Как хорошо помнили они и песни, и сказки! Они помнили время, для нас легендарное. Смотрю сейчас на ваш магнитофон, и сердце слезами обливается: если б он у меня был в те годы! Сколько бы я за этими стариками записал! А потом лучшее бы обработал, и «Северный дневник» мой был бы куда подробнее, пристальнее. Ведь когда разговариваешь с человеком, записывать в блокнот не всегда удобно, да и не поспеешь. Манера-то говорить у каждого своя. А был бы магнитофон… В общем, упущено много.
— По-видимому, многие герои «Северного дневника» — это реальные люди, за которыми вы записывали?
— Нет, как правило, они «придуманные». То есть встречались мне, конечно, чем-то похожие типы, — взял одного, другого, третьего и слепил в уме… Вообще писатель никогда ничего не выдумывает: в любом замысле так или иначе трансформируется живая жизнь.
— То есть сперва появился очерк «Северный дневник», а потом вы уже часто пользовались лишь формой очерка, писали рассказы, только имитирующие записки очевидца, путешественника. Вы следовали каким-либо жанровым образцам, создавая «Северный дневник»? Почему вам показалось необходимым писать весь его от первого лица?
— Ну, не в третьем же лице писать о своих странствиях? Вообразите: «Вышел из карбаса молодой высокий симпатичный человек с рюкзаком, в плаще „Дружба“. „Здравствуйте“, — говорит…»

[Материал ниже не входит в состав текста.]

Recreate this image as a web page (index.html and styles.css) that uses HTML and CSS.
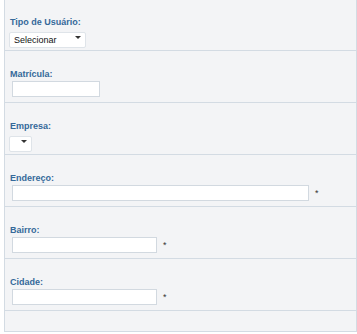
FILE: index.html
```html
<!DOCTYPE html>
<html lang="pt-BR">
<head>
    <meta charset="UTF-8">
    <meta name="viewport" content="width=device-width, initial-scale=1.0">
    <title>Cadastro de usuário</title>
    <link rel="stylesheet" href="styles.css">
</head>
<body>

    <form class="form-box">
        <div class="form-row first">
            <label for="tipo">Tipo de Usuário:</label>
            <span class="select-wrap tipo">
                <select id="tipo" name="tipo">
                    <option>Selecionar</option>
                </select>
            </span>
        </div>
        <div class="form-row">
            <label for="matricula">Matrícula:</label>
            <input type="text" id="matricula" name="matricula" class="w-matricula">
        </div>
        <div class="form-row">
            <label for="empresa">Empresa:</label>
            <span class="select-wrap empresa">
                <select id="empresa" name="empresa">
                    <option></option>
                </select>
            </span>
        </div>
        <div class="form-row">
            <label for="endereco">Endereço:</label>
            <input type="text" id="endereco" name="endereco" class="w-endereco"><span class="req">*</span>
        </div>
        <div class="form-row">
            <label for="bairro">Bairro:</label>
            <input type="text" id="bairro" name="bairro" class="w-curto"><span class="req">*</span>
        </div>
        <div class="form-row">
            <label for="cidade">Cidade:</label>
            <input type="text" id="cidade" name="cidade" class="w-curto"><span class="req">*</span>
        </div>
        <div class="form-row empty"></div>
    </form>

</body>
</html>
```

FILE: styles.css
```css
body {
    margin: 0;
    background-color: #ffffff;
    font-family: "Liberation Sans", Arial, sans-serif;
}
.form-box {
    margin: 0 0 0 4px;
    border-left: 1px solid #d3dbe3;
    border-right: 1px solid #d3dbe3;
    background-color: #f3f4f6;
}
.form-row {
    padding: 17px 0 5px 5px;
    border-bottom: 1px solid #d3dbe3;
    display: flex;
    flex-wrap: wrap;
    align-items: center;
}
.form-row.first {
    padding-top: 16px;
}
.form-row.empty {
    padding: 0;
    height: 20px;
}
label {
    display: block;
    width: 100%;
    height: 13px;
    line-height: 13px;
    font-size: 9px;
    font-weight: bold;
    color: #35699a;
}
input {
    box-sizing: border-box;
    height: 16px;
    margin: 0 0 0 2px;
    padding: 0 3px;
    border: 1px solid #d2d9e0;
    background-color: #ffffff;
    font-size: 9px;
}
.w-matricula {
    width: 88px;
}
.w-endereco {
    width: 297px;
}
.w-curto {
    width: 145px;
}
.req {
    margin-left: 6px;
    font-size: 9px;
    color: #333333;
    line-height: 16px;
}
.select-wrap {
    position: relative;
    display: block;
    height: 16px;
    margin-left: -1px;
}
.select-wrap select {
    -webkit-appearance: none;
    appearance: none;
    box-sizing: border-box;
    width: 100%;
    height: 16px;
    margin: 0;
    padding: 0 0 0 4px;
    border: 1px solid #dfe4e9;
    border-radius: 2px;
    background-color: #ffffff;
    font-family: "Liberation Sans", Arial, sans-serif;
    font-size: 9px;
    color: #111111;
}
.select-wrap::after {
    content: "";
    position: absolute;
    top: 7px;
    right: 5px;
    border-left: 3px solid transparent;
    border-right: 3px solid transparent;
    border-top: 3px solid #333333;
    pointer-events: none;
}
.select-wrap.tipo {
    width: 77px;
}
.select-wrap.empresa {
    width: 23px;
}
```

— Отмеченная критикой связь ваших рассказов с русской классической жанровой традицией, — ощущаете ли вы ее сами? Что вы думаете о роли сюжета в рассказе-характере, рассказе-настроении (в их отличии от зарубежной сюжетной новеллы)?
— Фабульность, занимательность, по-моему, чужда русскому рассказу (за исключением, может быть, «Повестей Белкина»), попробуйте пересказать, например, содержание «Дома с мезонином». Ну, а сюжет — как же без сюжета! Герой, как правило, покидает страницы рассказа иным, изменившимся по сравнению с тем, каким он появился. Вообще же придумывать сюжет для меня всегда намного труднее, чем писать.
— Внутри каждого вашего сборника обычно ощущается единство. Похоже, что рассказы образуют цикл. Взять хотя бы вашу последнюю книгу «Во сне ты горько плакал». Очевидно, за таким построением стоят какие-то осознанные принципы?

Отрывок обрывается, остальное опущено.